As a class project, with the other peer grad student, we decided to do measurement study on file system use by modern applications. Our work was inspired by the best paper at SOSP'11 conference A File is Not a File: Understanding the I/O Behavior of Apple Desktop Applications. We've analyzed filesystem calls of several text editors and two web browsers. As a result, we not only reproduced result from the original paper, but wlso observed quite different behavior. Our project report is available here.
This was introductory class to HCI product design, taught by Karon MacLean Most of our effort went to the class project, where 3 grad students and I developed mobile application to connect moving-in/out people with movers. Later we discovered about UShip.com and then ended up developing mobile interface for it. Inspired by LinkedIn, our project was called TruckedIn, peer-to-peer connection between movees and movers.

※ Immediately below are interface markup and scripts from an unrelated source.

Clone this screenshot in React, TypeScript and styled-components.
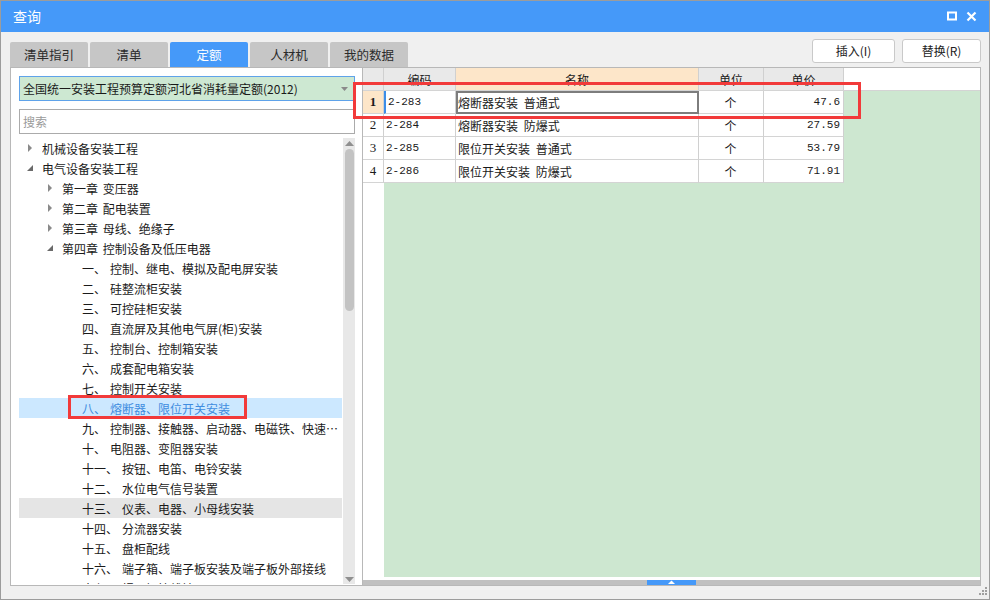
import styled, { createGlobalStyle } from "styled-components";

const GlobalStyle = createGlobalStyle`
  html,
  body {
    margin: 0;
    padding: 0;
    font-family: "Noto Sans CJK SC", "Liberation Sans", sans-serif;
    font-size: 12px;
    color: #1a1a1a;
  }

  * {
    box-sizing: border-box;
  }
`;

const BLUE = "#4599f9";

const Window = styled.div`
  position: relative;
  width: 990px;
  height: 600px;
  border: 1px solid #9c9c9c;
  background: #f0f0f0;
  display: flex;
  flex-direction: column;
`;

const TitleBar = styled.div`
  height: 31px;
  background: ${BLUE};
  color: #fff;
  display: flex;
  align-items: center;
  padding: 0 12px;
  font-size: 14px;
`;

const Title = styled.div`
  flex: 1;
`;

const TitleButtons = styled.div`
  display: flex;
  gap: 9px;
  align-items: center;
`;

const TopRow = styled.div`
  height: 36px;
  display: flex;
  padding: 0 8px 0 9px;
`;

const Tabs = styled.div`
  flex: 1;
  display: flex;
  gap: 2px;
  align-items: flex-end;
`;

const Tab = styled.div<{ $active?: boolean }>`
  width: 78px;
  height: 25px;
  border-radius: 2px 2px 0 0;
  display: flex;
  align-items: center;
  justify-content: center;
  font-size: 12.5px;
  background: ${(p) => (p.$active ? BLUE : "#c6c6c6")};
  color: ${(p) => (p.$active ? "#fff" : "#2b2b2b")};
`;

const Buttons = styled.div`
  display: flex;
  gap: 7px;
  padding-top: 7px;
`;

const Button = styled.div<{ $w: number }>`
  width: ${(p) => p.$w}px;
  height: 24px;
  border: 1px solid #c9c9c9;
  border-radius: 3px;
  background: #fff;
  display: flex;
  align-items: center;
  justify-content: center;
  font-size: 12px;
  color: #222;
`;

const Main = styled.div`
  height: 519px;
  display: flex;
  padding: 0 8px 0 9px;
`;

const LeftPanel = styled.div`
  width: 352px;
  background: #fff;
  border: 1px solid #b8b8b8;
  border-right: none;
  display: flex;
  flex-direction: column;
  padding: 8px 7px 0 8px;
`;

const Select = styled.div`
  height: 25px;
  border: 1px solid #5fa3ea;
  background: #cde8d2;
  display: flex;
  align-items: center;
  padding: 0 6px 0 3px;
  font-size: 12px;
`;

const SelectText = styled.div`
  flex: 1;
`;

const Search = styled.div`
  height: 25px;
  margin-top: 8px;
  border: 1px solid #ababab;
  display: flex;
  align-items: center;
  padding: 0 3px;
  color: #9a9a9a;
`;

const TreeArea = styled.div`
  flex: 1;
  margin-top: 4px;
  display: flex;
  min-height: 0;
  padding-bottom: 1px;
`;

const TreeList = styled.div`
  flex: 1;
  overflow: hidden;
`;

const TreeRow = styled.div<{ $level: number; $state?: "selected" | "hover" }>`
  height: 20px;
  display: flex;
  align-items: center;
  padding-left: ${(p) => 7 + p.$level * 20}px;
  white-space: nowrap;
  word-spacing: 2px;
  background: ${(p) =>
    p.$state === "selected" ? "#cce8ff" : p.$state === "hover" ? "#e5e5e5" : "transparent"};
  color: ${(p) => (p.$state === "selected" ? "#3f8de0" : "#1a1a1a")};
`;

const Toggle = styled.div`
  width: 16px;
  flex-shrink: 0;
  display: flex;
  align-items: center;
`;

const TreeText = styled.div`
  overflow: hidden;
  text-overflow: ellipsis;
`;

const Num = styled.span`
  margin-right: 4px;
`;

const VScroll = styled.div`
  width: 12px;
  flex-shrink: 0;
  margin-left: 1px;
  background: #e8e8e8;
  display: flex;
  flex-direction: column;
  align-items: center;
  padding: 3px 0 2px;
`;

const Thumb = styled.div`
  width: 9px;
  height: 162px;
  margin-top: 3px;
  border-radius: 5px;
  background: #c3c3c3;
`;

const ScrollSpacer = styled.div`
  flex: 1;
`;

const RightPanel = styled.div`
  flex: 1;
  border: 1px solid #b8b8b8;
  background: #fff;
  display: flex;
  flex-direction: column;
`;

const GridHeader = styled.div`
  height: 23px;
  display: flex;
  border-bottom: 1px solid #d4d4d4;
`;

const RowNumHead = styled.div`
  width: 21px;
  background: #e9e9e9;
  border-right: 1px solid #d0d0d0;
`;

const Cols = styled.div`
  display: grid;
  grid-template-columns: 72px 243px 65px 80px;
`;

const HeadCell = styled.div<{ $hot?: boolean }>`
  background: ${(p) => (p.$hot ? "#fde6c9" : "#e9e9e9")};
  border-right: 1px solid #d0d0d0;
  display: flex;
  align-items: center;
  justify-content: center;
  font-size: 12px;
`;

const GridBody = styled.div`
  flex: 1;
  display: flex;
  min-height: 0;
`;

const RowNums = styled.div`
  width: 21px;
  background: #fff;
`;

const RowNum = styled.div<{ $current?: boolean }>`
  height: 23px;
  border-right: 1px solid #d0d0d0;
  border-bottom: 1px solid #d4d4d4;
  display: flex;
  align-items: center;
  justify-content: center;
  font-family: "Liberation Serif", serif;
  font-size: 13px;
  font-weight: ${(p) => (p.$current ? "bold" : "normal")};
  background: ${(p) => (p.$current ? "#fde6c9" : "#fff")};
`;

const DataArea = styled.div`
  flex: 1;
  background: #cde7d0;
`;

const DataRow = styled(Cols)`
  height: 23px;
`;

const Cell = styled.div<{ $align?: "left" | "center" | "right"; $mono?: boolean; $focus?: boolean; $lead?: boolean }>`
  background: #fff;
  border-right: 1px solid #d0d0d0;
  border-bottom: 1px solid #d4d4d4;
  display: flex;
  align-items: center;
  justify-content: ${(p) =>
    p.$align === "right" ? "flex-end" : p.$align === "center" ? "center" : "flex-start"};
  padding: 0 3px 0 2px;
  white-space: pre;
  word-spacing: 3px;
  font-family: ${(p) =>
    p.$mono ? '"Liberation Mono", monospace' : '"Noto Sans CJK SC", sans-serif'};
  font-size: ${(p) => (p.$mono ? "11px" : "12px")};
  border-left: ${(p) => (p.$lead ? "2px solid #3d8ee8" : "none")};
  outline: ${(p) => (p.$focus ? "2px solid #7d7d7d" : "none")};
  outline-offset: -2px;
  box-shadow: ${(p) => (p.$focus ? "inset 0 1px 0 #3d8ee8" : "none")};
`;

const HGap = styled.div`
  height: 3px;
  background: #fff;
`;

const HScroll = styled.div`
  height: 5px;
  background: #c0c0c0;
  display: flex;
  padding-left: 284px;
`;

const HThumb = styled.div`
  width: 49px;
  height: 5px;
  background: ${BLUE};
  display: flex;
  justify-content: center;
`;

const BottomBar = styled.div`
  flex: 1;
  display: flex;
  justify-content: flex-end;
  align-items: flex-end;
  padding: 0 1px 3px 0;
`;

const Mark = styled.div`
  position: absolute;
  border: 3px solid #f23a3a;
`;

const tree: { level: number; text: string; num?: string; toggle?: "open" | "closed"; state?: "selected" | "hover" }[] = [
  { level: 0, text: "机械设备安装工程", toggle: "closed" },
  { level: 0, text: "电气设备安装工程", toggle: "open" },
  { level: 1, text: "第一章 变压器", toggle: "closed" },
  { level: 1, text: "第二章 配电装置", toggle: "closed" },
  { level: 1, text: "第三章 母线、绝缘子", toggle: "closed" },
  { level: 1, text: "第四章 控制设备及低压电器", toggle: "open" },
  { level: 2, num: "一、", text: "控制、继电、模拟及配电屏安装" },
  { level: 2, num: "二、", text: "硅整流柜安装" },
  { level: 2, num: "三、", text: "可控硅柜安装" },
  { level: 2, num: "四、", text: "直流屏及其他电气屏(柜)安装" },
  { level: 2, num: "五、", text: "控制台、控制箱安装" },
  { level: 2, num: "六、", text: "成套配电箱安装" },
  { level: 2, num: "七、", text: "控制开关安装" },
  { level: 2, num: "八、", text: "熔断器、限位开关安装", state: "selected" },
  { level: 2, num: "九、", text: "控制器、接触器、启动器、电磁铁、快速自动开关安装" },
  { level: 2, num: "十、", text: "电阻器、变阻器安装" },
  { level: 2, num: "十一、", text: "按钮、电笛、电铃安装" },
  { level: 2, num: "十二、", text: "水位电气信号装置" },
  { level: 2, num: "十三、", text: "仪表、电器、小母线安装", state: "hover" },
  { level: 2, num: "十四、", text: "分流器安装" },
  { level: 2, num: "十五、", text: "盘柜配线" },
  { level: 2, num: "十六、", text: "端子箱、端子板安装及端子板外部接线" },
  { level: 2, num: "十七、", text: "焊压铜接线端子" },
];

const rows = [
  { code: "2-283", name: "熔断器安装 普通式", unit: "个", price: "47.6" },
  { code: "2-284", name: "熔断器安装 防爆式", unit: "个", price: "27.59" },
  { code: "2-285", name: "限位开关安装 普通式", unit: "个", price: "53.79" },
  { code: "2-286", name: "限位开关安装 防爆式", unit: "个", price: "71.91" },
];

function Arrow({ open }: { open?: boolean }) {
  return open ? (
    <svg width="8" height="8" viewBox="0 0 8 8">
      <path d="M7 1 L7 7 L1 7 Z" fill="#6a6a6a" />
    </svg>
  ) : (
    <svg width="8" height="10" viewBox="0 0 8 10">
      <path d="M2 1 L6 5 L2 9 Z" fill="#8a8a8a" />
    </svg>
  );
}

export default function App() {
  return (
    <>
      <GlobalStyle />
      <Window>
        <TitleBar>
          <Title>查询</Title>
          <TitleButtons>
            <svg width="10" height="10" viewBox="0 0 10 10">
              <rect x="1" y="1.5" width="8" height="7" fill="none" stroke="#fff" strokeWidth="2" />
            </svg>
            <svg width="11" height="11" viewBox="0 0 11 11">
              <path d="M1.5 1.5 L9.5 9.5 M9.5 1.5 L1.5 9.5" stroke="#fff" strokeWidth="2.2" />
            </svg>
          </TitleButtons>
        </TitleBar>

        <TopRow>
          <Tabs>
            <Tab>清单指引</Tab>
            <Tab>清单</Tab>
            <Tab $active>定额</Tab>
            <Tab>人材机</Tab>
            <Tab>我的数据</Tab>
          </Tabs>
          <Buttons>
            <Button $w={83}>插入(I)</Button>
            <Button $w={79}>替换(R)</Button>
          </Buttons>
        </TopRow>

        <Main>
          <LeftPanel>
            <Select>
              <SelectText>全国统一安装工程预算定额河北省消耗量定额(2012)</SelectText>
              <svg width="7" height="4" viewBox="0 0 7 4">
                <path d="M0 0 L7 0 L3.5 4 Z" fill="#8a8a8a" />
              </svg>
            </Select>
            <Search>搜索</Search>
            <TreeArea>
              <TreeList>
                {tree.map((t, i) => (
                  <TreeRow key={i} $level={t.level} $state={t.state}>
                    <Toggle>{t.toggle && <Arrow open={t.toggle === "open"} />}</Toggle>
                    <TreeText>
                      {t.num && <Num>{t.num}</Num>}
                      {t.text}
                    </TreeText>
                  </TreeRow>
                ))}
              </TreeList>
              <VScroll>
                <svg width="9" height="5" viewBox="0 0 9 5">
                  <path d="M0 5 L4.5 0 L9 5 Z" fill="#8f8f8f" />
                </svg>
                <Thumb />
                <ScrollSpacer />
                <svg width="9" height="5" viewBox="0 0 9 5">
                  <path d="M0 0 L9 0 L4.5 5 Z" fill="#8f8f8f" />
                </svg>
              </VScroll>
            </TreeArea>
          </LeftPanel>

          <RightPanel>
            <GridHeader>
              <RowNumHead />
              <Cols>
                <HeadCell>编码</HeadCell>
                <HeadCell $hot>名称</HeadCell>
                <HeadCell>单位</HeadCell>
                <HeadCell>单价</HeadCell>
              </Cols>
            </GridHeader>
            <GridBody>
              <RowNums>
                {rows.map((_, i) => (
                  <RowNum key={i} $current={i === 0}>
                    {i + 1}
                  </RowNum>
                ))}
              </RowNums>
              <DataArea>
                {rows.map((r, i) => (
                  <DataRow key={r.code}>
                    <Cell $mono $lead={i === 0}>{r.code}</Cell>
                    <Cell $focus={i === 0}>{r.name}</Cell>
                    <Cell $align="center">{r.unit}</Cell>
                    <Cell $align="right" $mono>{r.price}</Cell>
                  </DataRow>
                ))}
              </DataArea>
            </GridBody>
            <HGap />
            <HScroll>
              <HThumb>
                <svg width="7" height="4" viewBox="0 0 7 4">
                  <path d="M0 4 L3.5 0.5 L7 4 Z" fill="#fff" />
                </svg>
              </HThumb>
            </HScroll>
          </RightPanel>
        </Main>

        <BottomBar>
          <svg width="10" height="10" viewBox="0 0 10 10">
            <rect x="7" y="1" width="2" height="2" fill="#a0a0a0" />
            <rect x="4" y="4" width="2" height="2" fill="#a0a0a0" />
            <rect x="7" y="4" width="2" height="2" fill="#a0a0a0" />
            <rect x="1" y="7" width="2" height="2" fill="#a0a0a0" />
            <rect x="4" y="7" width="2" height="2" fill="#a0a0a0" />
            <rect x="7" y="7" width="2" height="2" fill="#a0a0a0" />
          </svg>
        </BottomBar>

        <Mark style={{ left: 352, top: 81, width: 508, height: 37 }} />
        <Mark style={{ left: 67, top: 394, width: 179, height: 24 }} />
      </Window>
    </>
  );
}
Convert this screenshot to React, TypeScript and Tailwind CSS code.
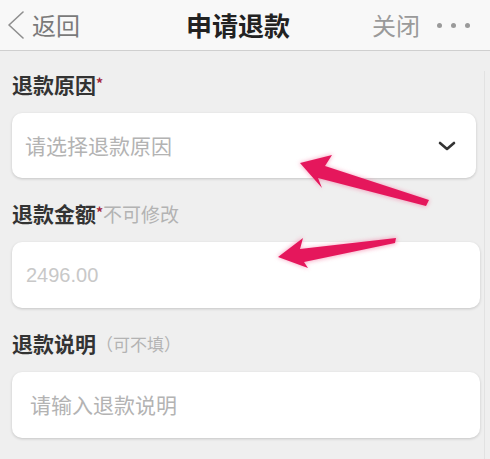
import React from 'react';

const cjk = { fontFamily: '"Noto Sans CJK SC", "Noto Sans", sans-serif' };

function ChevronLeft() {
  return (
    <svg width="20" height="28" viewBox="0 0 20 28" fill="none" stroke="#8f8f8f" strokeWidth="1.6" strokeLinecap="round" strokeLinejoin="round">
      <polyline points="17 1 3 14 17 27" />
    </svg>
  );
}

function ChevronDown() {
  return (
    <svg width="18" height="10" viewBox="0 0 18 10" fill="none" stroke="#333" strokeWidth="2.6" strokeLinecap="round" strokeLinejoin="round">
      <polyline points="2 2 9 8 16 2" />
    </svg>
  );
}

function Arrows() {
  return (
    <svg className="pointer-events-none absolute left-0 top-0" width="490" height="459" viewBox="0 0 490 459">
      <defs>
        <filter id="glow" x="-20%" y="-40%" width="140%" height="180%">
          <feGaussianBlur stdDeviation="2" />
        </filter>
      </defs>
      <g fill="#f47aa3" opacity="0.6" filter="url(#glow)">
        <polygon points="299,163 333,154 326,166 430,200 426,207 318,179 322,189" />
        <polygon points="277,257 303,237 300,249 397,237 396,244 304,263 309,269" />
      </g>
      <g fill="#e5175c">
        <polygon points="300,163 332,155 325,166 429,200 426,206 318,178 322,188" />
        <polygon points="278,257 303,238 300,249 396,238 395,243 304,262 308,268" />
      </g>
    </svg>
  );
}

function Field({ narrow, children }: { narrow?: boolean; children: React.ReactNode }) {
  return (
    <div
      className={
        narrow
          ? 'ml-3 mr-[8px] flex h-[65px] items-center rounded-[10px] bg-white pl-[13px] pr-5 shadow-[0_1px_3px_rgba(0,0,0,0.18)]'
          : 'ml-3 mr-[4px] flex h-[66px] items-center rounded-[10px] bg-white pl-[14px] pr-5 shadow-[0_1px_3px_rgba(0,0,0,0.18)]'
      }
    >
      {children}
    </div>
  );
}

export default function App() {
  return (
    <div className="relative h-[459px] w-[490px] overflow-hidden bg-[#efefef]" style={cjk}>
      <header className="flex h-[51px] items-center border-b border-[#cfcfcf] bg-[#f8f8f8] pl-[6px] pr-5">
        <div className="flex w-[150px] items-center gap-[6px] text-[24px] text-[#7a7a7a]">
          <ChevronLeft />
          <span className="leading-none">返回</span>
        </div>
        <div className="flex-1 text-center text-[26px] font-bold leading-none text-[#222]">申请退款</div>
        <div className="flex w-[150px] items-center justify-end gap-[17px]">
          <span className="text-[24px] leading-none text-[#9a9a9a]">关闭</span>
          <span className="flex gap-[9px]">
            <span className="h-[5px] w-[5px] rounded-full bg-[#9a9a9a]" />
            <span className="h-[5px] w-[5px] rounded-full bg-[#9a9a9a]" />
            <span className="h-[5px] w-[5px] rounded-full bg-[#9a9a9a]" />
          </span>
        </div>
      </header>

      <div className="mr-[5px] border-r border-[#e2e2e2] pb-6">
        <div className="mt-5 flex h-[28px] items-center px-3">
          <span className="text-[21px] font-bold text-[#333]">退款原因</span>
          <span className="self-start pt-[2px] text-[14px] font-bold text-[#a3263a]">*</span>
        </div>
        <div className="mt-[14px]">
          <Field narrow>
            <span className="flex-1 text-[21px] text-[#b3b3b3]">请选择退款原因</span>
            <ChevronDown />
          </Field>
        </div>

        <div className="mt-[22px] flex h-[28px] items-center px-3">
          <span className="text-[21px] font-bold text-[#333]">退款金额</span>
          <span className="self-start pt-[2px] text-[14px] font-bold text-[#a3263a]">*</span>
          <span className="text-[19px] text-[#b3b3b3]">不可修改</span>
        </div>
        <div className="mt-[14px]">
          <Field>
            <span className="text-[20px] text-[#c8c8c8]" style={{ fontFamily: '"Liberation Sans", Arial, sans-serif' }}>2496.00</span>
          </Field>
        </div>

        <div className="mt-[22px] flex h-[28px] items-center px-3">
          <span className="text-[21px] font-bold text-[#333]">退款说明</span>
          <span className="text-[17px] text-[#b3b3b3]">（可不填）</span>
        </div>
        <div className="mt-[14px]">
          <Field>
            <span className="pl-[4px] text-[21px] text-[#b3b3b3]">请输入退款说明</span>
          </Field>
        </div>
      </div>

      <Arrows />
    </div>
  );
}
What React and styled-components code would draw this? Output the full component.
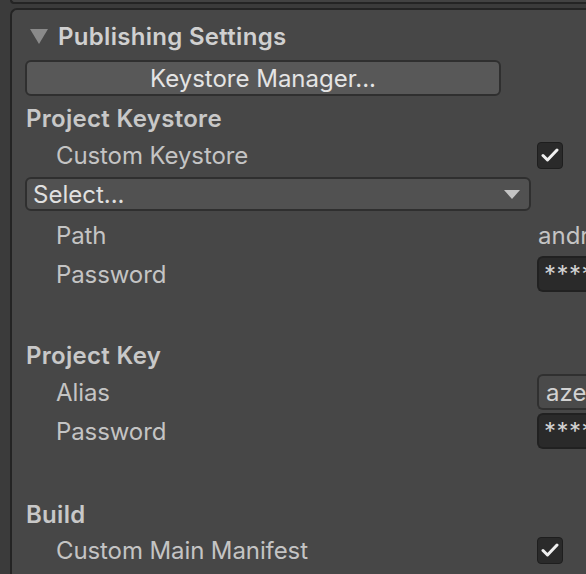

Focus of the class project was not development of application itself, but to experience several stages of HCI development - finding a human problem need better support, run user study to clarify actual need and pain points, and only then design a user-centric prototype to evaluate usability of our solution. Surprizingly (really!) we won Best Recruting award for working with truck drivers. Indeed, it took a lots of efforts to find, work with them. It was fun too, movers were excited to learn about our solution and try our cool iOS app. Project report is available here.